● **SHORT PROBLEM**
Write out all of the entries that follow, word for word, but skip the pictures.

● **RECORDS FOR THE EXERCISE**
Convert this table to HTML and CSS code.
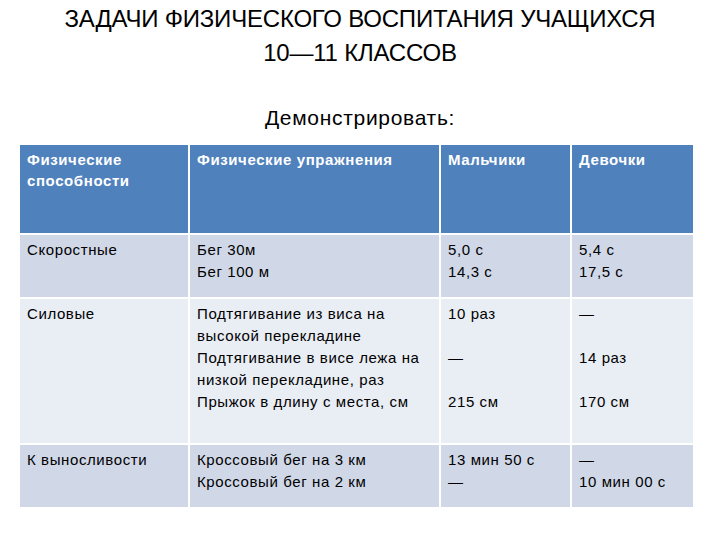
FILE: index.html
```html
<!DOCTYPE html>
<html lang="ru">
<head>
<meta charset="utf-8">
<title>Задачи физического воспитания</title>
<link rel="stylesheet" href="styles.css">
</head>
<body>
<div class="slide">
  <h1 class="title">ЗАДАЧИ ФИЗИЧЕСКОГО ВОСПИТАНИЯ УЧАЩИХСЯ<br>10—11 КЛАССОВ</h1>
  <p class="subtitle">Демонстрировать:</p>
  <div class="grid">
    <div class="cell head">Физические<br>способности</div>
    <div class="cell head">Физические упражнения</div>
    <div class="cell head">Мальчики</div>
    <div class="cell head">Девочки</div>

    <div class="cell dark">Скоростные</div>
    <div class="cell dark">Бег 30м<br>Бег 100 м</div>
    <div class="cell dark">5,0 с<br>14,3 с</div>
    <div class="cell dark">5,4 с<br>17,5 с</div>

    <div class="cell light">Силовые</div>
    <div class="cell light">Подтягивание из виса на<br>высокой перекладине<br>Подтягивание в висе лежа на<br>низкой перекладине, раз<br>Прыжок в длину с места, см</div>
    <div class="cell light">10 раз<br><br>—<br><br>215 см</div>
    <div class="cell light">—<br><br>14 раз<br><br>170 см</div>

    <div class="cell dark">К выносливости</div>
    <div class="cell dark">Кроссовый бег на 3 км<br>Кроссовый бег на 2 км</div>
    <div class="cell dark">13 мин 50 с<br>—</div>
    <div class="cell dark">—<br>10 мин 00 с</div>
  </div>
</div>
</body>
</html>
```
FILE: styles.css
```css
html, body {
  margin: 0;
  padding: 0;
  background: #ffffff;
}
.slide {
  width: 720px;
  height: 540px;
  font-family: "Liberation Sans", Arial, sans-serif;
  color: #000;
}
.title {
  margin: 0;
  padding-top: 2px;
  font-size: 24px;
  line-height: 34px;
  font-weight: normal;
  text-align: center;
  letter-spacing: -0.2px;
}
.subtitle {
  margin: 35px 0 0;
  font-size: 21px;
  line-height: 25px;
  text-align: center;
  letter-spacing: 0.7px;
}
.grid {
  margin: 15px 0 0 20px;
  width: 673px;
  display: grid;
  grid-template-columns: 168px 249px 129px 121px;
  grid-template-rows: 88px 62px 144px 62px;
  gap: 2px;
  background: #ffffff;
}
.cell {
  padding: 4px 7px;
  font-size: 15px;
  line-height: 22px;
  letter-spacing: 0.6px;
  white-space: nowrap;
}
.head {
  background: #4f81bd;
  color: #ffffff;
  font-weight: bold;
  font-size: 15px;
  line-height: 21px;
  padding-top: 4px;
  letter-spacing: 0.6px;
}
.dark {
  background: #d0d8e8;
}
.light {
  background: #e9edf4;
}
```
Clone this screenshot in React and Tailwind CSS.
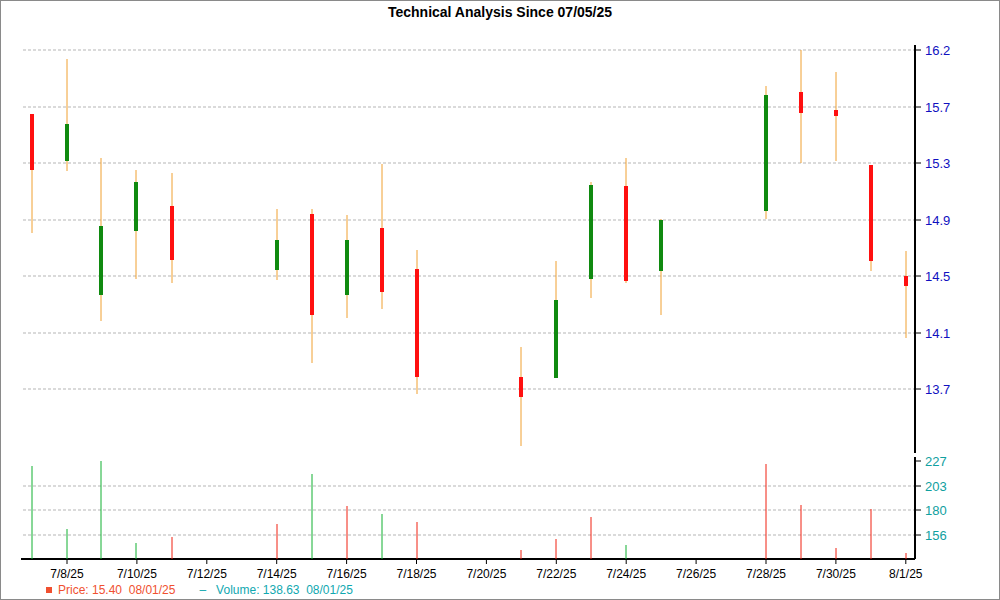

● **SOLUTION TO THIS TASK**
Convert this table to HTML and CSS code.
FILE: index.html
```html
<!DOCTYPE html>
<html lang="ru">
<head>
<meta charset="utf-8">
<title>Задачи физического воспитания</title>
<link rel="stylesheet" href="styles.css">
</head>
<body>
<div class="slide">
  <h1 class="title">ЗАДАЧИ ФИЗИЧЕСКОГО ВОСПИТАНИЯ УЧАЩИХСЯ<br>10—11 КЛАССОВ</h1>
  <p class="subtitle">Демонстрировать:</p>
  <div class="grid">
    <div class="cell head">Физические<br>способности</div>
    <div class="cell head">Физические упражнения</div>
    <div class="cell head">Мальчики</div>
    <div class="cell head">Девочки</div>

    <div class="cell dark">Скоростные</div>
    <div class="cell dark">Бег 30м<br>Бег 100 м</div>
    <div class="cell dark">5,0 с<br>14,3 с</div>
    <div class="cell dark">5,4 с<br>17,5 с</div>

    <div class="cell light">Силовые</div>
    <div class="cell light">Подтягивание из виса на<br>высокой перекладине<br>Подтягивание в висе лежа на<br>низкой перекладине, раз<br>Прыжок в длину с места, см</div>
    <div class="cell light">10 раз<br><br>—<br><br>215 см</div>
    <div class="cell light">—<br><br>14 раз<br><br>170 см</div>

    <div class="cell dark">К выносливости</div>
    <div class="cell dark">Кроссовый бег на 3 км<br>Кроссовый бег на 2 км</div>
    <div class="cell dark">13 мин 50 с<br>—</div>
    <div class="cell dark">—<br>10 мин 00 с</div>
  </div>
</div>
</body>
</html>
```
FILE: styles.css
```css
html, body {
  margin: 0;
  padding: 0;
  background: #ffffff;
}
.slide {
  width: 720px;
  height: 540px;
  font-family: "Liberation Sans", Arial, sans-serif;
  color: #000;
}
.title {
  margin: 0;
  padding-top: 2px;
  font-size: 24px;
  line-height: 34px;
  font-weight: normal;
  text-align: center;
  letter-spacing: -0.2px;
}
.subtitle {
  margin: 35px 0 0;
  font-size: 21px;
  line-height: 25px;
  text-align: center;
  letter-spacing: 0.7px;
}
.grid {
  margin: 15px 0 0 20px;
  width: 673px;
  display: grid;
  grid-template-columns: 168px 249px 129px 121px;
  grid-template-rows: 88px 62px 144px 62px;
  gap: 2px;
  background: #ffffff;
}
.cell {
  padding: 4px 7px;
  font-size: 15px;
  line-height: 22px;
  letter-spacing: 0.6px;
  white-space: nowrap;
}
.head {
  background: #4f81bd;
  color: #ffffff;
  font-weight: bold;
  font-size: 15px;
  line-height: 21px;
  padding-top: 4px;
  letter-spacing: 0.6px;
}
.dark {
  background: #d0d8e8;
}
.light {
  background: #e9edf4;
}
```
Clone this screenshot in React and Tailwind CSS.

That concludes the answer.